One alternative is to run everything on the server, but that introduces another set of problems.
IIRC that's what Satisfactory does and it causes all sorts of synchronization issues and glitches - non-hosting players not seeing buildings or stuff on belts or even glitching into/colliding with things that were not there a split second ago, as they loaded from the server too slowly.
That won't really happen in Factorio due to the shared state & makes possible insanely complex layouts that all players can see an interact with exactly the same. The downside usually is that eventually - just after you got that 20 GW nuclear power plant with trucked water & and steam going - the slowest player starts to have issues as his hardware no longer can keep with the complexity of the simulation.
Then you either start shedding players or call it a day and start again with a different objective or mod.
I built a similar system for a Doom port--compatibility was an important issue for me, and conveniently I was adding client/server multiplayer with state deltas, so I had all the infra built to do a full dump every tic. It sounds wild, but if your game is already deterministic and you support saving, you're 80% of the way there.
Automated testing is great! More game developers should get serious about using it, even if you're not doing full coverage unit testing like business software.
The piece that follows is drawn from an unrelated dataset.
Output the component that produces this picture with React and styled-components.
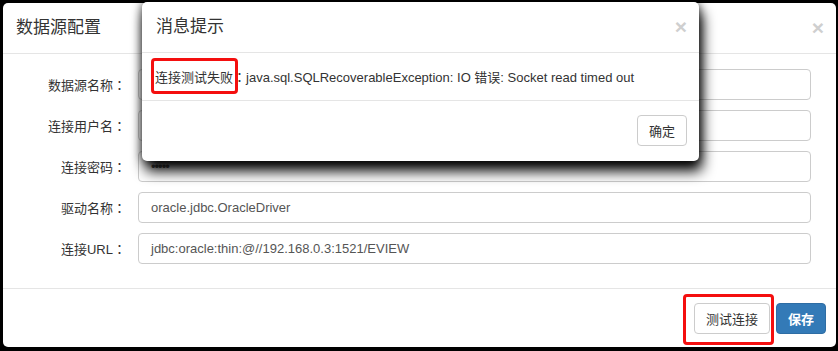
import React from "react";
import styled, { createGlobalStyle } from "styled-components";

const Global = createGlobalStyle`
  html, body { margin: 0; padding: 0; background: #000; }
  body {
    font-family: "Liberation Sans", Arial, "Noto Sans CJK SC", sans-serif;
    font-size: 13px;
    color: #333;
    width: 838px;
    height: 351px;
    overflow: hidden;
  }
  * { box-sizing: border-box; }
`;

const Stage = styled.div`
  position: relative;
  padding: 3px 2px 4px 3px;
  height: 351px;
`;

const Modal = styled.div`
  background: #fff;
  border-radius: 5px;
  height: 344px;
  display: flex;
  flex-direction: column;
`;

const Header = styled.div`
  height: 51px;
  border-bottom: 1px solid #e5e5e5;
  display: flex;
  align-items: center;
  justify-content: space-between;
  padding: 0 ${(p) => p.$pr || 12}px 2px ${(p) => p.$pl || 13}px;
`;

const Title = styled.h4`
  margin: 0;
  font-size: 17px;
  font-weight: normal;
  color: #333;
  line-height: 1;
`;

const Close = styled.span`
  font-family: "Liberation Sans", Arial, sans-serif;
  font-size: 21px;
  font-weight: bold;
  color: #cfcfcf;
  line-height: 1;
`;

const Colon = styled.span`
  font-family: "Noto Sans CJK TC", sans-serif;
`;

const Form = styled.div`
  display: grid;
  grid-template-columns: 123px 1fr;
  column-gap: 12px;
  row-gap: 10px;
  padding: 15px 25px 24px 0;
  border-bottom: 1px solid #e5e5e5;
`;

const Label = styled.label`
  text-align: right;
  align-self: center;
  font-size: 13px;
  color: #333;
`;

const Input = styled.div`
  height: 31px;
  border: 1px solid #ccc;
  border-radius: 4px;
  padding: 0 12px;
  display: flex;
  align-items: center;
  font-size: 13px;
  color: #555;
  letter-spacing: ${(p) => (p.$pwd ? "-1px" : "0")};
`;

const Footer = styled.div`
  display: flex;
  justify-content: flex-end;
  gap: 6px;
  padding: 14px 10px 0 0;
`;

const Button = styled.button`
  font-family: "Liberation Sans", Arial, "Noto Sans CJK SC", sans-serif;
  font-size: 13px;
  height: 31px;
  padding: 0 11px;
  border-radius: 4px;
  border: 1px solid ${(p) => (p.$primary ? "#2e6da4" : "#ccc")};
  background: ${(p) => (p.$primary ? "#337ab7" : "#fff")};
  color: ${(p) => (p.$primary ? "#fff" : "#333")};
  font-weight: ${(p) => (p.$primary ? "bold" : "normal")};
  position: relative;
`;

const Highlight = styled.span`
  position: relative;
  display: inline-block;
  &::after {
    content: "";
    position: absolute;
    top: ${(p) => p.$t}px;
    bottom: ${(p) => p.$b}px;
    left: ${(p) => p.$l}px;
    right: ${(p) => p.$r}px;
    border: 3px solid #f40f0f;
    border-radius: 4px;
    pointer-events: none;
  }
`;

const Dialog = styled.div`
  position: absolute;
  left: 142px;
  top: 2px;
  width: 557px;
  height: 159px;
  background: #fff;
  border-radius: 5px;
  box-shadow: 3px 10px 14px rgba(0, 0, 0, 1), 0 0 10px rgba(0, 0, 0, 0.7);
  display: flex;
  flex-direction: column;
`;

const DialogBody = styled.div`
  height: 48px;
  border-bottom: 1px solid #e5e5e5;
  display: flex;
  align-items: center;
  padding: 0 0 0 13px;
  font-size: 13px;
  color: #333;
  white-space: pre;
`;

const DialogFooter = styled.div`
  display: flex;
  justify-content: flex-end;
  padding: 14px 12px 0 0;
`;

const fields = [
  { label: "数据源名称", value: "" },
  { label: "连接用户名", value: "" },
  { label: "连接密码", value: "•••••", pwd: true },
  { label: "驱动名称", value: "oracle.jdbc.OracleDriver" },
  { label: "连接URL", value: "jdbc:oracle:thin:@//192.168.0.3:1521/EVIEW" },
];

export default function App() {
  return (
    <>
      <Global />
      <Stage>
        <Modal>
          <Header>
            <Title>数据源配置</Title>
            <Close>×</Close>
          </Header>
          <Form>
            {fields.map((f) => (
              <React.Fragment key={f.label}>
                <Label>
                  {f.label}
                  <Colon>：</Colon>
                </Label>
                <Input $pwd={f.pwd}>{f.value}</Input>
              </React.Fragment>
            ))}
          </Form>
          <Footer>
            <Highlight $t={-9} $b={-11} $l={-11} $r={-4}>
              <Button>测试连接</Button>
            </Highlight>
            <Button $primary>保存</Button>
          </Footer>
        </Modal>
        <Dialog>
          <Header $pl={14} $pr={12}>
            <Title>消息提示</Title>
            <Close>×</Close>
          </Header>
          <DialogBody>
            <Highlight $t={-9} $b={-8} $l={-4} $r={-5}>
              连接测试失败
            </Highlight>
            <Colon>：</Colon>
            java.sql.SQLRecoverableException: IO 错误: Socket read timed out
          </DialogBody>
          <DialogFooter>
            <Button>确定</Button>
          </DialogFooter>
        </Dialog>
      </Stage>
    </>
  );
}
Yes! Automated testing is a super power. I haven’t had a single bug in production for 5+ years because of automated tests.
Whats CRC?
I'm guessing cyclic redundancy check. You turn the game state in each tick into a number, then play the exact same game on both platforms. If you get the same stream of numbers, you can be pretty sure the game is behaving correctly.
It's likely a hash of the game state. They save input and playback recordings of the game, expecting to always receive the same hash for the game state every frame.
Just this week I started on a similar system for a game engine I work on (Zelda Classic). Main reason was for testing purposes, but another benefit is that it is SO cool to see the game replayed for you. Like those self playing pianos.